Gartner estimates that around a third of searches will be done without a screen at all in 2020, which means that anything beyond the position zero result might as well not exist for voice search purposes. Expect blogging content and other written forms to include an increasing amount of structured data, rich data snippets, and content specifically designed to rank above position 1. This will be particularly important for content with a local element (since a large part of voice search queries centre around local search) and bottom-of-the-funnel searches.

This time, it’s personal

There’s no doubt that personalised marketing messaging works. We live in the age of the individual consumer: people are accustomed to their social media feeds, email inboxes and mobile experiences being tailored to their preferences and interests. So, it follows that expectations are the same for any content they engage with while searching or browsing.

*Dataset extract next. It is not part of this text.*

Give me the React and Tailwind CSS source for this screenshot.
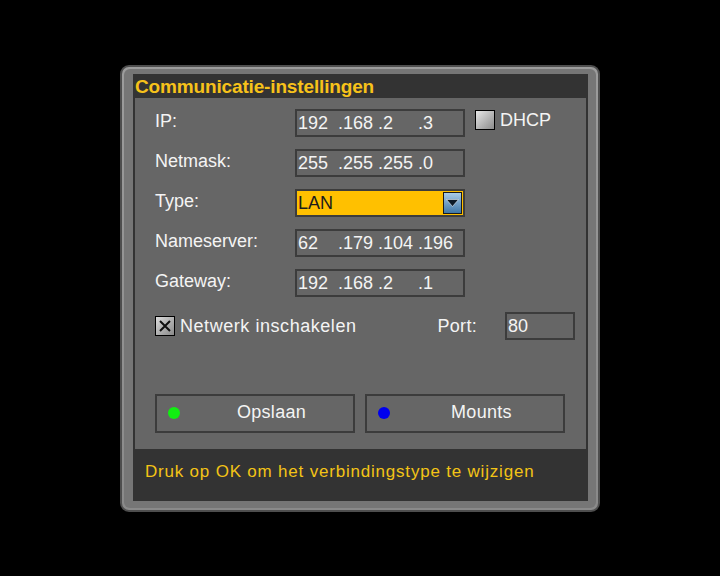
const font = { fontFamily: '"Liberation Sans", Arial, sans-serif' };

function Field({ parts, className = '' }) {
  return (
    <div className={`flex items-center h-[28px] border-2 border-[#3c3c3c] bg-[#666] pl-[1px] text-[18px] text-[#f4f4f4] ${className}`}>
      {parts.map((p, i) => (
        <span key={i} className="w-[40px] shrink-0 leading-none">{p}</span>
      ))}
    </div>
  );
}

function Label({ children }) {
  return <div className="w-[140px] shrink-0 text-[18px] text-[#f4f4f4] leading-none -mt-[4px]">{children}</div>;
}

export default function App() {
  return (
    <div className="w-[720px] h-[576px] bg-black flex items-center justify-center" style={font}>
      <div className="w-[480px] h-[447px] rounded-[9px] bg-[#4e4e4e] p-[2px]">
        <div className="h-full rounded-[7px] bg-gradient-to-b from-[#9c9c9c] to-[#8a8a8a] p-[2px]">
          <div className="h-full rounded-[6px] bg-[#767676] pt-[5px] pl-[9px] pr-[8px] pb-[7px]">
            <div className="h-full bg-[#333] flex flex-col px-[2px]">
              <div className="h-[24px] flex items-center pt-[3px] text-[19px] font-bold text-[#f7c21a] tracking-[-0.15px]">
                Communicatie-instellingen
              </div>
              <div className="bg-[#666] h-[351px] pl-[20px] pt-[11px] flex flex-col">
                <div className="flex items-center h-[28px] mb-[12px]">
                  <Label>IP:</Label>
                  <Field className="w-[170px]" parts={['192', '.168', '.2', '.3']} />
                  <div className="ml-[10px] w-[20px] h-[20px] border border-black bg-gradient-to-br from-[#e8e8e8] to-[#8c8c8c] -mt-[6px]" />
                  <span className="ml-[5px] text-[18px] text-[#f4f4f4] leading-none -mt-[5px]">DHCP</span>
                </div>
                <div className="flex items-center h-[28px] mb-[12px]">
                  <Label>Netmask:</Label>
                  <Field className="w-[170px]" parts={['255', '.255', '.255', '.0']} />
                </div>
                <div className="flex items-center h-[28px] mb-[12px]">
                  <Label>Type:</Label>
                  <div className="w-[170px] h-[28px] border-2 border-[#3c3c3c] bg-[#ffc000] flex items-center justify-between pl-[1px] pr-[1px]">
                    <span className="text-[18px] text-[#1c1c1c] leading-none">LAN</span>
                    <div className="w-[19px] h-[22px] border border-[#1a1a1a] bg-gradient-to-b from-[#a9cbe6] to-[#3f77a6] flex items-center justify-center">
                      <svg width="13" height="8" viewBox="0 0 13 8">
                        <polygon points="0.5,0.5 12.5,0.5 6.5,7.5" fill="#0d1a26" stroke="#e8f0f8" strokeWidth="0.6" />
                      </svg>
                    </div>
                  </div>
                </div>
                <div className="flex items-center h-[28px] mb-[12px]">
                  <Label>Nameserver:</Label>
                  <Field className="w-[170px]" parts={['62', '.179', '.104', '.196']} />
                </div>
                <div className="flex items-center h-[28px]">
                  <Label>Gateway:</Label>
                  <Field className="w-[170px]" parts={['192', '.168', '.2', '.1']} />
                </div>
                <div className="flex items-center h-[28px] mt-[15px]">
                  <div className="w-[20px] h-[20px] border border-black bg-gradient-to-br from-[#dcdcdc] to-[#8a8a8a] flex items-center justify-center">
                    <svg width="14" height="14" viewBox="0 0 14 14">
                      <path d="M2 2 L12 12 M12 2 L2 12" stroke="#111" strokeWidth="2" />
                    </svg>
                  </div>
                  <span className="ml-[5px] text-[18px] text-[#f4f4f4] leading-none tracking-[0.55px]">Netwerk inschakelen</span>
                  <span className="ml-auto text-[18px] text-[#f4f4f4] leading-none tracking-[0.3px]">Port:</span>
                  <div className="ml-[28px] mr-[11px] w-[70px] h-[28px] border-2 border-[#3c3c3c] flex items-center pl-[1px] text-[18px] text-[#f4f4f4] leading-none">
                    80
                  </div>
                </div>
                <div className="flex gap-[10px] mt-[54px]">
                  {[
                    { label: 'Opslaan', dot: 'bg-[#11ee11]' },
                    { label: 'Mounts', dot: 'bg-[#0000ee]' },
                  ].map((b) => (
                    <div key={b.label} className="w-[200px] h-[39px] border-2 border-[#3c3c3c] flex items-center pl-[11px]">
                      <span className={`w-[12px] h-[12px] rounded-full ${b.dot}`} />
                      <span className="flex-1 text-center pl-[10px] text-[18px] text-[#f4f4f4] leading-none -mt-[3px] tracking-[0.3px]">{b.label}</span>
                    </div>
                  ))}
                </div>
              </div>
              <div className="flex-1 flex items-center pl-[10px] pb-[6px] text-[17px] text-[#f3c416] tracking-[0.8px]">
                Druk op OK om het verbindingstype te wijzigen
              </div>
            </div>
          </div>
        </div>
      </div>
    </div>
  );
}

For advertising the remedy is rather simple: serve ads that are targeted at specific factors and show an awareness of the individual customer’s context, preferences and their position in the sales funnel. But for ‘raw’ SEO content - that is, blogs, website copy, landing pages, etc. - it’s a little less straightforward. Depending on how deep down the rabbit hole you want to go, you could include forms, quizzes and surveys to understand exactly who you’re talking to before serving them tailored content, or you could go the simpler route and profile your user base into different personas who are likely to respond to different messaging.

Expect increasingly tailored, topic-focused content to come to the fore even more so than it already has in recent years. Again, customers are increasingly engaging with content that makes real conversation with them and demonstrates an understanding of their context, preferences and what they’re looking for. The more granular you can get when it comes to understanding those factors, the better you’ll resonate with your readers.